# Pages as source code
::::::::
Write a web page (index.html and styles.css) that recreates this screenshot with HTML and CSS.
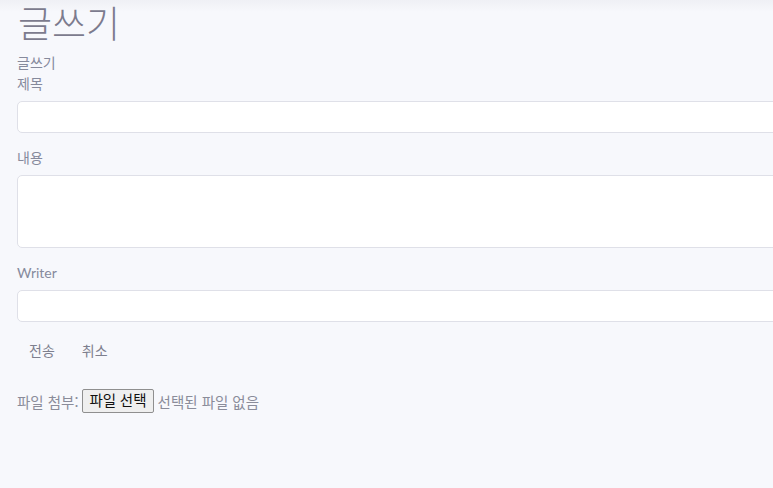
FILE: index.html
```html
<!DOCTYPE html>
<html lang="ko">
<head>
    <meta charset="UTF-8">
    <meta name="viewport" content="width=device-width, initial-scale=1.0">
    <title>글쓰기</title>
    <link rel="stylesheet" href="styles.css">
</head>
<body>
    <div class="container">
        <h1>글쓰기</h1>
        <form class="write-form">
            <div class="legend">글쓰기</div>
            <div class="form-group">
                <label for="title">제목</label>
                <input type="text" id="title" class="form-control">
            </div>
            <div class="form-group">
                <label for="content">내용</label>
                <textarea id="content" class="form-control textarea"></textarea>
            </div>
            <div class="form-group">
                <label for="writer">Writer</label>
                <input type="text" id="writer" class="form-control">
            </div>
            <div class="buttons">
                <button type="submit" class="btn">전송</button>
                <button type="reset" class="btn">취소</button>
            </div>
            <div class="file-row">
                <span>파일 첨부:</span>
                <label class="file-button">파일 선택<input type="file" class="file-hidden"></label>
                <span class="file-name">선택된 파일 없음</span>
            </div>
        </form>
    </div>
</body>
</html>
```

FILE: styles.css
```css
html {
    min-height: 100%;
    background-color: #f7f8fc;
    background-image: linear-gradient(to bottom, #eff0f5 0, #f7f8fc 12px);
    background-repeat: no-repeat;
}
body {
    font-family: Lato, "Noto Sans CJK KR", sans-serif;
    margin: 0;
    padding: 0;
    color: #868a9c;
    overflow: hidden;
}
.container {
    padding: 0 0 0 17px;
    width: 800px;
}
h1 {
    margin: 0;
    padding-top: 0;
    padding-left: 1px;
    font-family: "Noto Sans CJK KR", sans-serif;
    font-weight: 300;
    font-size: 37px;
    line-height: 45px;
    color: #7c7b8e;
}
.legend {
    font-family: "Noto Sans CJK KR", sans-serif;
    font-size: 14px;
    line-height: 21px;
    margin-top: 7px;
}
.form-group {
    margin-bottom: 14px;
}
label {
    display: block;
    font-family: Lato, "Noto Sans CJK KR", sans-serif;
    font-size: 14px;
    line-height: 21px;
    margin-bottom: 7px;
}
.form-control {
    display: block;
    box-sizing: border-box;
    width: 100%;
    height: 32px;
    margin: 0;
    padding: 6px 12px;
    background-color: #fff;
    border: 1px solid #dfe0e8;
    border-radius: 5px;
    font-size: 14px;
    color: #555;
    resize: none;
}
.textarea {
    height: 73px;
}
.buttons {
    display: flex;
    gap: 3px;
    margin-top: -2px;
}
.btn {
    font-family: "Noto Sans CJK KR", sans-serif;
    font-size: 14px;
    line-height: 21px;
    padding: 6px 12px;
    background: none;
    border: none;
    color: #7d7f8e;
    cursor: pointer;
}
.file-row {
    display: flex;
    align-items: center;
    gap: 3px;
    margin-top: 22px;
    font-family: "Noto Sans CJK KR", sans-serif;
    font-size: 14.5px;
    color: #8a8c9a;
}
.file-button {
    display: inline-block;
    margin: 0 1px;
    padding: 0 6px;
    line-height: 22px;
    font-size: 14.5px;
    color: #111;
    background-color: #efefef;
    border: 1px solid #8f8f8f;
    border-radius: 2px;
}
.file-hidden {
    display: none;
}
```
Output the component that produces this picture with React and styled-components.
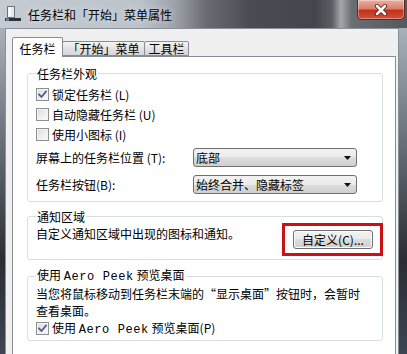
::::::::
# WRITTEN TASK
Find every line above that contains the word "this", and return each one.

# WORKED ANSWER
Write a web page (index.html and styles.css) that recreates this screenshot with HTML and CSS.
Output the component that produces this picture with React and styled-components.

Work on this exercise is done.